C’est nettement un soutien aux « grands frères » interpellés qu’il apporte — il n’est pas le seul, c’est la tendance sur les réseaux sociaux —, tout en reconnaissant qu’il ne connaît pas les tenants et aboutissants de l’affaire. On aurait pu penser qu’il serait, de ce fait, d’autant plus prudent.

Il dit « ne pas vouloir s’immiscer dans les travaux de la justice ». C’est plus sage.

« L’importance de leur rôle
dans le processus des négociations
est indéniable. »

Olivier Serva, député

Après avoir — ce que n’a fait aucun journaliste à ce jour — donné les noms de toutes les personnes mises en examen, y compris celui du fonctionnaire de police — le député indique que « les jeunes » — moyenne d’âge 40 ans ! — ont été reçus par lui et d’autres élus « dans le cadre de négociations de sortie de crise » sociale. C’est par leur intermédiaire, des sortes d’ambassadeurs extraordinaires, que la sortie de crise aurait pu être possible. Ou du moins facilitée…

Reprenons les termes du communiqué : « L’importance de leur rôle dans le processus des négociations est indéniable, de par leur capacité à faire le lien entre les revendications de la rue et les élus. » 

Il poursuit — et l’on veut croire à sa bonne foi teintée, n peut le penser, d’une grande dose de naïveté : « Ils ont à cœur de faire des propositions pour la jeunesse, qui ont été d’ailleurs intégrées aux solutions proposées pour la sortie de crise. » Certains de ces interlocuteurs étaient sans doute sincères, mais tous ne l’étaient peut-être pas…

Olivier Serva concluait son communiqué en demandant que la justice soit « impartiale » considérant leur rôle (celui des personnes interpellées) « dans le processus d’apaisement » de la crise sociale. 

Autre tempo, la réaction de Victorin Lurel, sénateur de la Guadeloupe, dont on sait qu’il n’a pas la langue dans sa poche et que ses prises de positions sont tranchées dès qu’il s’agit de défendre l’ordre public. Sur France Info et d’autres médias nationaux, il a dit son sentiment. 

Victorin Lurel n’est pas un perdreau de l’année : « Je ne suis pas véritablement étonné. En 2009, il y avait déjà eu à peu près des actes semblables » Le sénateur fait état de pression, de subtiles — ou plus directes — demandes financières… car il était alors président de Région, auxquelles, dit-il, « je n’ai pas donné suite. »

« On a laissé faire. »

Victorin Lurel, sénateur

Il regrette la faiblesse des autorités. « L’État, à l’époque, avait estimé que le seuil de désordre supportable, c’est comme ça qu’on dit en maintien de l’ordre et restauration de l’ordre, n’était pas atteint, qu’il fallait calmer le jeu pour la tranquillité publique, donc on a laissé depuis cette époque prospérer des gangs.
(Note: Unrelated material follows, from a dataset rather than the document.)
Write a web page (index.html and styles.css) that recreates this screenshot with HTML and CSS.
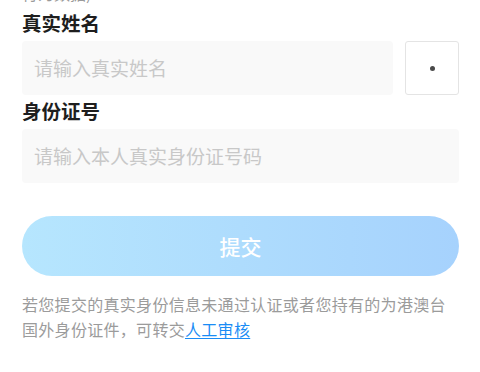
FILE: index.html
```html
<!DOCTYPE html>
<html lang="zh-CN">
<head>
<meta charset="utf-8">
<link rel="stylesheet" href="styles.css">
</head>
<body>
<div class="page">
  <div class="hint">行为数据)</div>
  <div class="label first">真实姓名</div>
  <div class="row">
    <div class="field name"><span class="ph">请输入真实姓名</span></div>
    <div class="pick"><span class="dot"></span></div>
  </div>
  <div class="label">身份证号</div>
  <div class="field"><span class="ph">请输入本人真实身份证号码</span></div>
  <button class="submit">提交</button>
  <p class="note">若您提交的真实身份信息未通过认证或者您持有的为港澳台国外身份证件，可转交<a class="link">人工审核</a></p>
</div>
</body>
</html>
```
FILE: styles.css
```css
html, body {
  margin: 0;
  padding: 0;
  background: #ffffff;
  overflow: hidden;
}
body {
  font-family: "Noto Sans CJK SC", "Noto Sans", sans-serif;
  width: 480px;
  height: 372px;
}
.page {
  padding: 0 21px 0 22px;
  display: flex;
  flex-direction: column;
}
.hint {
  margin-top: -17px;
  font-size: 16px;
  line-height: 20px;
  height: 20px;
  color: #9a9a9a;
}
.label {
  font-size: 19.5px;
  font-weight: 700;
  color: #1e1e1e;
  line-height: 28px;
  margin-top: 2px;
  margin-bottom: 4px;
}
.label.first {
  margin-top: 6px;
}
.row {
  display: flex;
  gap: 12px;
}
.field {
  height: 54px;
  background: #f9f9f9;
  border-radius: 4px;
  display: flex;
  align-items: center;
  padding-left: 12px;
  box-sizing: border-box;
}
.field.name {
  flex: 1;
}
.ph {
  font-size: 19px;
  color: #c8c8c8;
  line-height: 26px;
}
.pick {
  width: 54px;
  height: 54px;
  box-sizing: border-box;
  border: 1px solid #e4e4e4;
  border-radius: 3px;
  display: flex;
  align-items: center;
  justify-content: center;
}
.dot {
  width: 5px;
  height: 5px;
  border-radius: 50%;
  background: #4a4a4a;
}
.submit {
  margin-top: 33px;
  height: 60px;
  border: none;
  border-radius: 30px;
  background: linear-gradient(90deg, #b6e6fe 0%, #aedcfd 50%, #a6d2fd 100%);
  color: #ffffff;
  font-family: "Noto Sans CJK SC", sans-serif;
  font-size: 21px;
  font-weight: 500;
  padding: 0;
}
.note {
  margin: 16px 0 0;
  font-size: 16px;
  letter-spacing: 0.3px;
  line-height: 25px;
  color: #9b9b9b;
}
.link {
  color: #1a8cf5;
  text-decoration: underline;
  text-underline-offset: 2px;
}
```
Aujourd’hui, cela ne m’étonne pas que, à la faveur du moindre mouvement social et en particulier une crise comme celle-là, certains profitent de cette opportunité pour prospérer. »

Il dit encore : « L’Etat n’a pas été assez présent pour assurer la sécurité des Guadeloupéens et mettre à mal ces gangs. Je ne ferai pas un procès à ce gouvernement puisque cela date d’une quarantaine d’années. On a laissé faire parce qu’il fallait prioriser une forme de tranquillité publique, une forme d’ordre public. On ne voulait pas trop déranger et donc, aujourd’hui, on voit (des gangs) prospérer, au vu et au su de tous. Il y a, hélas beaucoup de laxisme, de complaisance. Oui, il y a une jeunesse qu’il faut réinsérer, mais il y a manifestement des trafics qui se font. J’estime que l’État, dans toutes ses composantes, y compris la composante judiciaire, n’a pas fait le job. »

 « Même quand on a peur,
on doit dénoncer. »

Victoire Jasmin, sénatrice

Autre élue, Victoire Jasmin, qui intervient aussi sur France Info, pour dire en substance que ce qui se passe en Guadeloupe est très grave. Elle demande « que toute la lumière soit faite. Ces réseaux malveillants qui sèment la terreur et transforment le pays en zone de non-droit devront répondre de leurs actes. »

Interrogée plus avant, elle révèle qu’elle a été abordée, plusieurs fois, menacée, qu’elle a subi des pressions, et affirme, avec son franc-parler : « Même quand on a peur, on doit dénoncer. »

Quand le journaliste de France Info lui demande si elle est surprise, la sénatrice Jasmin réplique : « Je pensais que c’était les gangs entre eux, mais j’étais à cent lieues de penser qu’il y avait une corruption et que des élus seraient impliqués. » Heu, pas encore Madame la sénatrice. 

« Je sais que je suis en danger parce que j’ai déposé deux plaintes (pour des menaces) au mois de décembre… », dit-elle encore.